Jak informują nas sadownicy z różnych rejonów kraju, dziś ceny jabłek przemysłowych na wielu skupach spadły na 53 grosze. Jest to efekt zwiększonej podaży na zakładach przetwórczych.
W większości gospodarstw sadowniczych w tym tygodniu zakończone zostaną zbiory jabłek. Niektórzy sadownicy skończyli już rwanie jabłek w ubiegłym tygodniu, inni rwą ostanie partie. Z tego względu rozpoczęło się również „sprzątanie sadów” z jabłek przemysłowych, a także upłynnianie zgromadzonego podczas zbiorów towaru wśród sadowników, którzy nie sprzedają przemysłu podczas rwania.
Skumulowana sprzedaż doprowadziła do pierwszych w tym sezonie kolejek pod zakładami przetwórczymi na Lubelszczyźnie i w grójeckim. Niemal natychmiast pojawiły się również spadki cen na 53 grosze na skupach.
Na pewno zwiększona podaż surowca będzie miała miejsce tylko w tym tygodniu. Sadownicy starają się skończyć prace i sprzedać przemysł przed świętami. Później dostawy jabłek przemysłowych bezpośrednio od sadowników będą znikome.

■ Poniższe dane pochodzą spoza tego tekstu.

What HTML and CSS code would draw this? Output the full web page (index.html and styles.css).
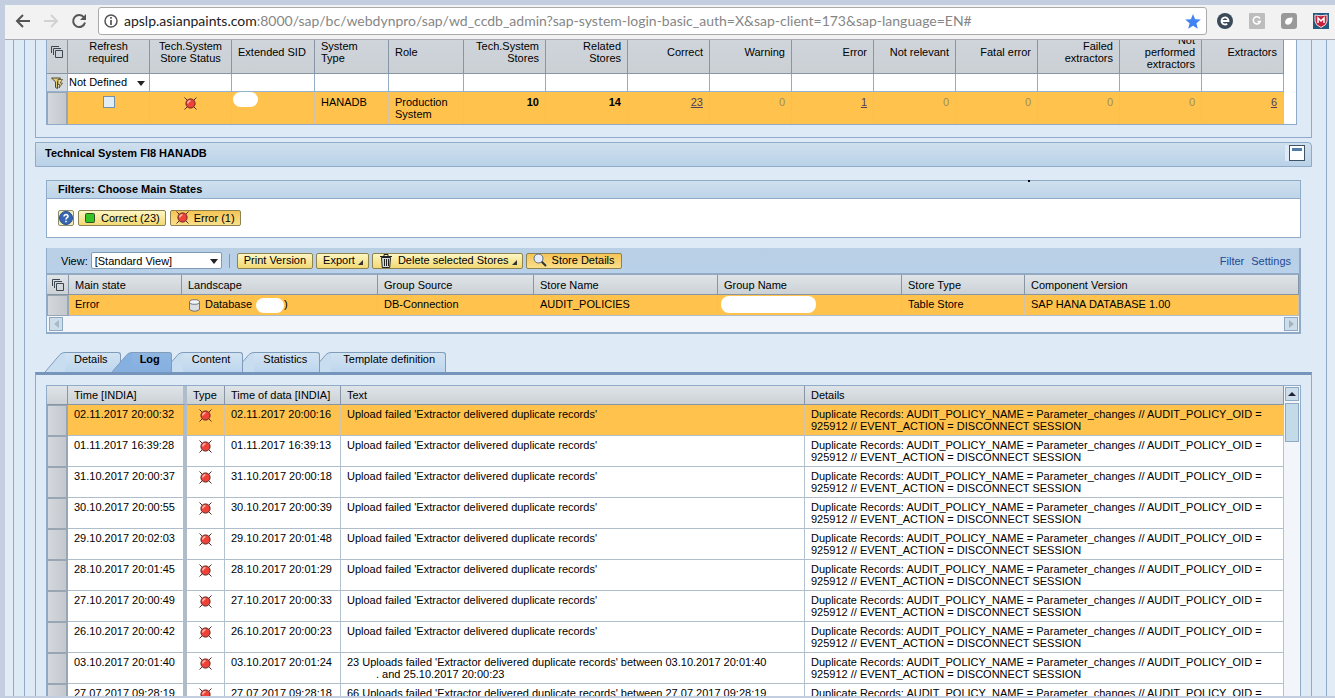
FILE: index.html
```html
<!DOCTYPE html>
<html lang="en">
<head>
    <meta charset="UTF-8">
    <meta name="viewport" content="width=device-width, initial-scale=1.0">
    <title>Configuration and Change Database</title>
    <link rel="stylesheet" href="styles.css">
</head>
<body>
    <svg class="defs" aria-hidden="true">
        <symbol id="icon-error" viewBox="0 0 13 13">
            <path d="M.5 .5l3 3M12.5 .5l-3 3M.5 12.5l3-3M12.5 12.5l-3-3" stroke="#5c2a1c" fill="none"/>
            <circle cx="6.500" cy="6.500" r="4.600" fill="#ee4138" stroke="#5f2622"/>
            <path d="M3.800 6.500a2.700 2.700 0 0 1 2.700-2.700" stroke="#ffb9a6" stroke-width="1.600" fill="none"/>
        </symbol>
        <symbol id="icon-select" viewBox="0 0 12 12">
            <path d="M.5 7V.5H8M2.500 9V2.500H10M4.500 4.500h7v7h-7z" fill="none" stroke="#3d4650"/>
        </symbol>
        <symbol id="slant" viewBox="0 0 20 20" preserveAspectRatio="none">
            <path d="M0 20L15 2.500Q17 .5 20 .5V20z"/>
            <path d="M0 20L15 2.500Q17 .5 20 .5" fill="none" stroke="#7f9dbb"/>
        </symbol>
    </svg>

    <div class="window">
        <header class="browser-bar">
            <button class="nav" aria-label="Back"><svg width="16" height="14" viewBox="0 0 16 14"><path d="M15 7H2M8 1L2 7l6 6" fill="none" stroke="#555" stroke-width="2"/></svg></button>
            <button class="nav" aria-label="Forward"><svg width="16" height="14" viewBox="0 0 16 14"><path d="M1 7h13M8 1l6 6-6 6" fill="none" stroke="#d2d2d2" stroke-width="2"/></svg></button>
            <button class="nav" aria-label="Reload"><svg width="16" height="16" viewBox="0 0 16 16"><path d="M13 4.500A6 6 0 1 0 14 9.500" fill="none" stroke="#555" stroke-width="2"/><path d="M15 1v6H9z" fill="#555"/></svg></button>
            <div class="address">
                <svg width="14" height="14" viewBox="0 0 14 14"><circle cx="7" cy="7" r="6" fill="none" stroke="#555" stroke-width="1.500"/><path d="M7 6v5M7 3v1.700" stroke="#555" stroke-width="1.700"/></svg>
                <span class="url"><b>apslp.asianpaints.com</b>:8000/sap/bc/webdynpro/sap/wd_ccdb_admin?sap-system-login-basic_auth=X&amp;sap-client=173&amp;sap-language=EN#</span>
                <svg width="16" height="15" viewBox="0 0 16 15"><path d="M8 0l2.100 5.200 5.700.4-4.400 3.600 1.400 5.600L8 11.700l-4.800 3.100 1.400-5.600L.2 5.600l5.700-.4z" fill="#4283f3"/></svg>
            </div>
            <div class="extensions">
                <svg width="16" height="16" viewBox="0 0 16 16"><circle cx="8" cy="8" r="8" fill="#3a4a58"/><path d="M4.500 8h7a3.500 3.500 0 1 0-1.300 2.700" fill="none" stroke="#fff" stroke-width="1.800"/></svg>
                <svg width="16" height="16" viewBox="0 0 16 16"><rect width="16" height="16" rx="1" fill="#bdbdbd"/><path d="M11 5.500A3.600 3.600 0 1 0 11.300 8.500H8.500" fill="none" stroke="#fff" stroke-width="1.500"/></svg>
                <svg width="16" height="16" viewBox="0 0 16 16"><rect width="16" height="16" rx="3" fill="#999"/><path d="M4.500 11C3 7 6 4 11.500 4.500 12 9 9 12.500 6 11.500z" fill="#fff"/></svg>
                <svg width="16" height="16" viewBox="0 0 16 16"><rect width="16" height="16" fill="#235a82"/><path d="M2 2q6 1.500 12 0v6q0 4-6 6.500Q2 12 2 8z" fill="#c4233b" stroke="#f4dfe2"/><path d="M5 10V5l3 3 3-3v5" fill="none" stroke="#fff" stroke-width="1.500"/></svg>
            </div>
        </header>

        <main class="page">
            <div class="frame">
                <div class="frame-inner">

                    <section class="systems">
                        <div class="systems-box">
                            <table class="grid systems-table">
                                <colgroup>
                                    <col class="c-sel"><col class="c-num"><col class="c-num"><col class="c-sid"><col class="c-type"><col>
                                    <col class="c-num"><col class="c-num"><col class="c-num"><col class="c-num"><col class="c-num">
                                    <col class="c-num"><col class="c-num"><col class="c-num"><col class="c-num"><col class="c-num">
                                </colgroup>
                                <thead>
                                    <tr>
                                        <th class="tool"><svg width="12" height="12"><use href="#icon-select"/></svg></th>
                                        <th class="center">Refresh<br>required</th>
                                        <th class="center">Tech.System<br>Store Status</th>
                                        <th>Extended SID</th>
                                        <th>System<br>Type</th>
                                        <th>Role</th>
                                        <th class="num">Tech.System<br>Stores</th>
                                        <th class="num">Related<br>Stores</th>
                                        <th class="num">Correct</th>
                                        <th class="num">Warning</th>
                                        <th class="num">Error</th>
                                        <th class="num">Not relevant</th>
                                        <th class="num">Fatal error</th>
                                        <th class="num">Failed<br>extractors</th>
                                        <th class="num">Not<br>performed<br>extractors</th>
                                        <th class="num">Extractors</th>
                                    </tr>
                                </thead>
                                <tbody>
                                    <tr class="filter-row">
                                        <td class="tool"><svg width="12" height="12" viewBox="0 0 12 12"><path d="M.5 1h9L6.500 5v6.500l-2-1V5z" fill="#e3cf75" stroke="#4e4a35"/><path d="M7 2.500h4.500L9 6h2.500L8 11l.8-3.500H7z" fill="#f4e08c" stroke="#4e4a35" stroke-width=".8"/></svg></td>
                                        <td>
                                            <span class="select-wrap">
                                                <select class="plain-select" aria-label="Refresh required"><option>Not Defined</option></select>
                                            </span>
                                        </td>
                                        <td></td><td></td><td></td><td></td><td></td><td></td><td></td><td></td><td></td><td></td><td></td><td></td><td></td><td></td>
                                    </tr>
                                    <tr class="selected">
                                        <td class="marker"></td>
                                        <td class="center"><input type="checkbox" class="check" aria-label="Refresh required"></td>
                                        <td class="center"><svg class="state" width="13" height="13"><use href="#icon-error"/></svg></td>
                                        <td class="flush"><span class="blank blank-sid"></span></td>
                                        <td>HANADB</td>
                                        <td>Production System</td>
                                        <td class="num"><strong>10</strong></td>
                                        <td class="num"><strong>14</strong></td>
                                        <td class="num"><a href="#">23</a></td>
                                        <td class="num zero">0</td>
                                        <td class="num"><a href="#">1</a></td>
                                        <td class="num zero">0</td>
                                        <td class="num zero">0</td>
                                        <td class="num zero">0</td>
                                        <td class="num zero">0</td>
                                        <td class="num"><a href="#">6</a></td>
                                    </tr>
                                </tbody>
                            </table>
                        </div>
                    </section>

                    <div class="section-title">
                        <h2>Technical System FI8 HANADB</h2>
                        <button class="collapse" aria-label="Collapse"></button>
                    </div>

                    <section class="filters">
                        <h3>Filters: Choose Main States</h3>
                        <div class="filters-body">
                            <button class="help" aria-label="Help"><svg width="14" height="14" viewBox="0 0 14 14"><circle cx="7" cy="7" r="6.500" fill="#3566b3" stroke="#274c8c"/><path d="M5 5.500C5 2.800 9.300 3 9 5.500 8.800 6.700 7 6.800 7 8.400M7 9.700v1.500" fill="none" stroke="#fff" stroke-width="1.600"/></svg></button>
                            <button class="btn"><svg width="12" height="12" viewBox="0 0 12 12"><rect x="1.500" y="1.500" width="9" height="9" rx="1" fill="#35c424" stroke="#34502b"/></svg>Correct (23)</button>
                            <button class="btn pressed"><svg width="13" height="13"><use href="#icon-error"/></svg>Error (1)</button>
                        </div>
                        <span class="speck"></span>
                    </section>

                    <section class="stores">
                        <div class="toolbar">
                            <label for="view">View:</label>
                            <span class="select-wrap">
                                <select id="view" class="view-select"><option>[Standard View]</option></select>
                            </span>
                            <span class="separator"></span>
                            <button class="btn">Print Version</button>
                            <button class="btn">Export<i class="corner"></i></button>
                            <button class="btn"><svg width="14" height="15" viewBox="0 0 14 15"><path d="M2.500 4.500h9l-.8 10H3.300z" fill="#d5d8dc" stroke="#222"/><path d="M1 3.500h12M5 3V1.500h4V3M5.500 6v7M7.500 6v7M9.500 6v7" fill="none" stroke="#222"/></svg>Delete selected Stores<i class="corner"></i></button>
                            <button class="btn pressed"><svg width="14" height="14" viewBox="0 0 14 14"><path d="M8 8l5 5" stroke="#333" stroke-width="2"/><circle cx="5.500" cy="5.500" r="4.500" fill="#e5eef8" stroke="#596a80"/></svg>Store Details</button>
                            <div class="toolbar-links"><a href="#">Filter</a><a href="#">Settings</a></div>
                        </div>
                        <table class="grid stores-table">
                            <colgroup>
                                <col class="c-sel"><col class="c-state"><col class="c-land"><col class="c-source"><col class="c-group"><col class="c-group"><col class="c-store"><col>
                            </colgroup>
                            <thead>
                                <tr>
                                    <th class="tool"><svg width="12" height="12"><use href="#icon-select"/></svg></th>
                                    <th>Main state</th>
                                    <th>Landscape</th>
                                    <th>Group Source</th>
                                    <th>Store Name</th>
                                    <th>Group Name</th>
                                    <th>Store Type</th>
                                    <th>Component Version</th>
                                </tr>
                            </thead>
                            <tbody>
                                <tr class="selected">
                                    <td class="marker"></td>
                                    <td>Error</td>
                                    <td>
                                        <div class="landscape">
                                            <svg width="13" height="13" viewBox="0 0 13 13"><path d="M1.500 3v7.500q5 3.500 10 0V3z" fill="#d9dee2" stroke="#6e747a"/><ellipse cx="6.500" cy="3" rx="5" ry="2.300" fill="#f4f6f7" stroke="#6e747a"/></svg>
                                            Database <span class="blank blank-db"></span><span>)</span>
                                        </div>
                                    </td>
                                    <td>DB-Connection</td>
                                    <td>AUDIT_POLICIES</td>
                                    <td class="flush"><span class="blank blank-group"></span></td>
                                    <td>Table Store</td>
                                    <td>SAP HANA DATABASE 1.00</td>
                                </tr>
                            </tbody>
                        </table>
                        <div class="hscroll">
                            <button class="scroll-btn" aria-label="Scroll left"><svg width="5" height="8" viewBox="0 0 5 8"><path d="M5 0v8L0 4z" fill="#a9b9c4"/></svg></button>
                            <button class="scroll-btn" aria-label="Scroll right"><svg width="5" height="8" viewBox="0 0 5 8"><path d="M0 0v8l5-4z" fill="#a9b1b8"/></svg></button>
                        </div>
                    </section>

                    <nav class="tabs">
                        <button class="tab"><svg width="20" height="20"><use href="#slant"/></svg><span>Details</span></button>
                        <button class="tab active"><svg width="20" height="20"><use href="#slant"/></svg><span>Log</span></button>
                        <button class="tab"><svg width="20" height="20"><use href="#slant"/></svg><span>Content</span></button>
                        <button class="tab"><svg width="20" height="20"><use href="#slant"/></svg><span>Statistics</span></button>
                        <button class="tab"><svg width="20" height="20"><use href="#slant"/></svg><span>Template definition</span></button>
                    </nav>

                    <section class="tab-panel">
                        <div class="log">
                            <table class="grid log-table">
                                <colgroup>
                                    <col class="c-sel"><col class="c-time"><col class="c-icon"><col class="c-data"><col><col class="c-details">
                                </colgroup>
                                <thead>
                                    <tr>
                                        <th></th>
                                        <th class="fixed-edge">Time [INDIA]</th>
                                        <th>Type</th>
                                        <th>Time of data [INDIA]</th>
                                        <th>Text</th>
                                        <th>Details</th>
                                    </tr>
                                </thead>
                                <tbody id="logRows"></tbody>
                            </table>
                            <div class="vscroll">
                                <button class="scroll-btn" aria-label="Scroll up"><svg width="8" height="4" viewBox="0 0 8 4"><path d="M0 4h8L4 0z" fill="#223"/></svg></button>
                                <div class="thumb"></div>
                            </div>
                        </div>
                    </section>

                </div>
            </div>
        </main>
    </div>

    <script src="script.js"></script>
</body>
</html>
```

FILE: styles.css
```css
* {
    box-sizing: border-box;
}

body {
    margin: 0;
    font-family: "Liberation Sans", Arial, sans-serif;
    font-size: 11px;
    line-height: 12px;
    color: #000;
}

button,
select {
    font: inherit;
    color: inherit;
    margin: 0;
}

svg {
    flex: none;
}

.defs {
    position: absolute;
    width: 0;
    height: 0;
}

.window {
    height: 100vh;
    display: flex;
    flex-direction: column;
    padding: 5px 0 2px 5px;
    background-color: #c3cee1;
    overflow: hidden;
}

/* Browser bar */
.browser-bar {
    flex: none;
    height: 35px;
    display: flex;
    align-items: center;
    padding: 0 0 3px 9px;
    background-color: #f2f2f2;
    border-bottom: 1px solid #a9adb3;
}

.nav {
    display: flex;
    align-items: center;
    justify-content: center;
    width: 28px;
    height: 24px;
    padding: 0 10px 0 0;
    border: none;
    background: none;
}

.address {
    flex: 1;
    display: flex;
    align-items: center;
    height: 28px;
    margin-top: 1px;
    padding: 0 5px;
    background-color: #fff;
    border: 1px solid #aaa;
    border-radius: 3px;
}

.url {
    flex: 1;
    margin-left: 6px;
    font-family: Lato, "Open Sans", sans-serif;
    font-size: 14px;
    line-height: 24px;
    color: #868686;
    white-space: nowrap;
    overflow: hidden;
}

.url b {
    font-weight: normal;
    color: #222;
}

.extensions {
    display: flex;
    gap: 16px;
    padding: 0 6px 0 10px;
}

/* Page frame */
.page {
    flex: 1;
    min-height: 0;
    overflow: hidden;
    background-color: #e2ecf6;
}

.frame {
    margin: 0 8px;
    border: 1px solid #8fabc8;
    border-width: 0 1px;
    background-color: #deebf6;
}

.frame-inner {
    margin-left: 10px;
    padding: 0 14px 0 10px;
    border-left: 1px solid #8fabc8;
}

/* Shared grid look */
.grid {
    width: 100%;
    table-layout: fixed;
    border-collapse: separate;
    border-spacing: 0;
    background-color: #fff;
}

.grid th,
.grid td {
    padding: 3px 6px;
    text-align: left;
    vertical-align: top;
    font-weight: normal;
    border-right: 1px solid #b4c2d0;
    border-bottom: 1px solid #b0bdca;
}

.grid th {
    height: 20px;
    padding: 4px 6px 3px;
    vertical-align: middle;
    background: linear-gradient(#dee4e8, #cbd1d5);
    border-right-color: #8795a5;
    border-bottom-color: #8795a5;
    white-space: nowrap;
}

.grid .num {
    text-align: right;
}

.grid .center {
    text-align: center;
}

.grid .tool {
    padding: 0;
    text-align: center;
    vertical-align: middle;
    background-color: #d3dae0;
}

.grid .tool svg,
.state {
    display: block;
    margin: 0 auto;
}

.state {
    margin-top: 1px;
}

.grid .flush {
    padding: 0 3px;
}

.grid .marker {
    padding: 0;
    background: linear-gradient(90deg, #d4d8dd, #c3c8ce);
    border: 2px solid #98a5b2;
    border-width: 1px 2px 1px 1px;
}

.selected td {
    background-color: #ffc34d;
    border-right-color: #d3c3a4;
}

.c-sel { width: 21px; }
.c-num { width: 82px; }
.c-sid { width: 83px; }
.c-type { width: 74px; }

/* Systems table */
.systems {
    margin-top: -10px;
    padding: 0 14px 12px 10px;
    border: 1px solid #8fabc8;
    border-top: none;
}

.systems-box {
    padding-right: 12px;
    background-color: #fff;
    border: 1px solid #8fabc8;
    border-top: none;
}

.systems-table th {
    height: 44px;
    padding: 0 6px;
    background: linear-gradient(#d0d6dc, #cbd0d5);
}

.filter-row td {
    height: 18px;
    padding: 0;
    border-right-color: #93acc6;
    border-bottom-color: #93b2d4;
}

.systems-table .selected td {
    height: 32px;
    padding-top: 4px;
    border-bottom: none;
}

.systems-table .selected .flush {
    padding-top: 0;
}

.systems-table a {
    color: #54405a;
}

.systems-table .zero {
    color: #9f8b5e;
}

.check {
    appearance: none;
    display: block;
    width: 12px;
    height: 12px;
    margin: 0 auto;
    background-color: #e2ecf5;
    border: 1px solid #7291ad;
}

.select-wrap {
    position: relative;
    display: block;
}

.select-wrap::after {
    content: "";
    position: absolute;
    right: 4px;
    top: 7px;
    border: 4px solid transparent;
    border-top: 5px solid #222;
    border-bottom: none;
    pointer-events: none;
}

.plain-select {
    appearance: none;
    display: block;
    width: 100%;
    height: 16px;
    padding: 0 0 0 1px;
    border: none;
    background: none;
}

/* Blanked out values */
.blank {
    display: block;
    background-color: #fff;
    border-radius: 8px;
}

.blank-sid {
    width: 25px;
    height: 15px;
    margin-left: -2px;
}

.blank-db {
    width: 28px;
    height: 15px;
    margin-left: 4px;
}

.blank-group {
    width: 95px;
    height: 17px;
    margin-top: 1px;
}

/* Section title */
.section-title {
    display: flex;
    align-items: center;
    justify-content: space-between;
    height: 25px;
    margin: 4px 0 13px;
    padding: 0 6px 3px 9px;
    background: linear-gradient(#cfe0ee, #b9d1e8);
    border: 1px solid #8fabc8;
    border-top-right-radius: 4px;
}

h2,
h3 {
    margin: 0;
    font-size: 11px;
    line-height: 12px;
    font-weight: bold;
}

.collapse {
    width: 16px;
    height: 16px;
    padding: 0;
    border: 1px solid #3c5266;
    background: linear-gradient(#4f7ea8, #4f7ea8) 2px 2px / 10px 3px no-repeat #fff;
    box-shadow: -4px 0 0 #deebf6;
}

/* Filters */
.filters {
    position: relative;
    margin: 0 11px 10px;
    background-color: #fff;
    border: 1px solid #8fabc8;
}

.filters h3 {
    padding: 2px 11px 3px;
    background: linear-gradient(#cfe0ee, #bdd4e9);
    border-bottom: 1px solid #8fabc8;
}

.filters-body {
    display: flex;
    align-items: center;
    gap: 4px;
    height: 38px;
    padding: 0 11px;
}

.help {
    display: flex;
    align-items: center;
    justify-content: center;
    width: 16px;
    height: 16px;
    padding: 0;
    border: 1px solid #8a8c72;
    border-radius: 2px;
    background-color: #f4edb5;
}

.speck {
    position: absolute;
    left: 981px;
    top: -1px;
    width: 2px;
    height: 2px;
    background-color: #000;
}

.btn {
    display: flex;
    align-items: center;
    gap: 5px;
    height: 16px;
    padding: 0 5px 1px;
    border: 1px solid #8c8350;
    border-radius: 2px;
    background: linear-gradient(#fdf6c3, #f3d973);
    white-space: nowrap;
}

.btn.pressed {
    background: linear-gradient(#f5c456, #fbdf8b);
}

.corner {
    align-self: flex-end;
    margin: 0 -1px 2px -2px;
    border-left: 5px solid transparent;
    border-bottom: 5px solid #333;
}

/* Stores */
.stores {
    margin: 0 11px;
    border: 2px solid #8fabc8;
    border-width: 0 2px 2px 1px;
}

.toolbar {
    display: flex;
    align-items: center;
    gap: 3px;
    height: 27px;
    padding: 0 8px 0 14px;
    background: linear-gradient(#b9cfe4, #b9d1ea);
    border-bottom: 2px solid #93aac4;
}

.toolbar .btn {
    padding: 0 6px 1px;
}

.view-select {
    appearance: none;
    width: 131px;
    height: 17px;
    padding: 0 3px;
    border: 1px solid #7e9ab5;
    border-radius: 2px;
    background-color: #fff;
}

.separator {
    width: 1px;
    height: 14px;
    margin: 0 4px;
    background-color: #7d97b2;
}

.toolbar-links {
    display: flex;
    gap: 7px;
    margin-left: auto;
}

.toolbar-links a {
    color: #1f4a94;
    text-decoration: none;
}

.stores-table .selected td {
    height: 21px;
}

.landscape {
    display: flex;
    height: 12px;
}

.landscape svg {
    margin: 1px 4px 0 0;
}

.stores-table .c-sel { width: 22px; }
.c-state { width: 113px; }
.c-land { width: 196px; }
.c-source { width: 156px; }
.c-group { width: 184px; }
.c-store { width: 123px; }

.hscroll {
    display: flex;
    justify-content: space-between;
    padding: 1px 1px 1px 2px;
    background-color: #f2f5f9;
}

.scroll-btn {
    display: flex;
    align-items: center;
    justify-content: center;
    width: 14px;
    height: 14px;
    padding: 0;
    border: 1px solid #8fa9c0;
    background-color: #ccdeeb;
}

/* Tabs */
.tabs {
    display: flex;
    margin: 18px 0 0 10px;
}

.tab {
    position: relative;
    display: flex;
    height: 20px;
    margin-right: -9px;
    padding: 0;
    border: none;
    background: none;
}

.tab svg {
    fill: #c8ddf0;
}

.tab span {
    height: 20px;
    padding: 0 12px 0 9px;
    background: linear-gradient(#d2e3f1, #bdd6ee);
    border-top: 1px solid #7f9dbb;
    border-right: 1px solid #7f9dbb;
    border-top-right-radius: 3px;
}

.tab:nth-child(3) { z-index: 4; }
.tab:nth-child(4) { z-index: 3; }
.tab:nth-child(5) { z-index: 2; }

.tab:last-child span {
    padding: 0 10px 0 12px;
}

.tab.active {
    z-index: 5;
    font-weight: bold;
}

.tab.active span {
    padding: 0 11px 0 8px;
    background: linear-gradient(#8fb6e2, #85aee0);
}

.tab.active svg {
    fill: #86b0e0;
}

.tab-panel {
    padding: 10px 10px 0;
    border: 1px solid #8fabc8;
    border-top: 3px solid #7695bb;
}

/* Log */
.log {
    display: flex;
    border: 1px solid #8fabc8;
}

.log-table {
    flex: 1;
    width: auto;
    min-width: 0;
}

.log-table th {
    height: 19px;
    padding: 3px 6px;
}

.log-table td {
    height: 31px;
}

.log-table .fixed-edge {
    border-right: 4px solid #afbccb;
}

.log-table .second-line {
    padding-left: 29px;
}

.c-time { width: 119px; }
.c-icon { width: 38px; }
.c-data { width: 116px; }
.c-details { width: 479px; }

.vscroll {
    width: 16px;
    padding: 1px;
    background-color: #f2f6fa;
}

.thumb {
    width: 14px;
    height: 39px;
    margin-top: 2px;
    border: 1px solid #8fa9c0;
    background-color: #c3dae9;
}
```

FILE: script.js
```js
const failed = "Upload failed 'Extractor delivered duplicate records'";
const details = 'Duplicate Records: AUDIT_POLICY_NAME = Parameter_changes // AUDIT_POLICY_OID =<br>925912 // EVENT_ACTION = DISCONNECT SESSION';

const entries = [
    ['02.11.2017 20:00:32', '02.11.2017 20:00:16', failed],
    ['01.11.2017 16:39:28', '01.11.2017 16:39:13', failed],
    ['31.10.2017 20:00:37', '31.10.2017 20:00:18', failed],
    ['30.10.2017 20:00:55', '30.10.2017 20:00:39', failed],
    ['29.10.2017 20:02:03', '29.10.2017 20:01:48', failed],
    ['28.10.2017 20:01:45', '28.10.2017 20:01:29', failed],
    ['27.10.2017 20:00:49', '27.10.2017 20:00:33', failed],
    ['26.10.2017 20:00:42', '26.10.2017 20:00:23', failed],
    ['03.10.2017 20:01:40', '03.10.2017 20:01:24', "23 Uploads failed 'Extractor delivered duplicate records' between 03.10.2017 20:01:40<br><span class=\"second-line\">. and 25.10.2017 20:00:23</span>"],
    ['27.07.2017 09:28:19', '27.07.2017 09:28:18', "66 Uploads failed 'Extractor delivered duplicate records' between 27.07.2017 09:28:19"]
];

document.getElementById('logRows').innerHTML = entries.map((entry, i) => `
    <tr class="${i === 0 ? 'selected' : ''}">
        <td class="marker"></td>
        <td class="fixed-edge">${entry[0]}</td>
        <td><svg class="state" width="13" height="13"><use href="#icon-error"/></svg></td>
        <td>${entry[1]}</td>
        <td>${entry[2]}</td>
        <td>${details}</td>
    </tr>
`).join('');
```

Zastanawiające, jak wówczas będzie rozwijała się sytuacja cenowa. Wtedy dostawy jabłek do zakładów przetwórczych będą pochodziły głównie od grup producenckich. Sadownicy w rozmowach w większości podkreślają, że nie magazynowali jabłek przemysłowych z powodu stabilnych cen jabłek przemysłowych w trakcie zbiorów.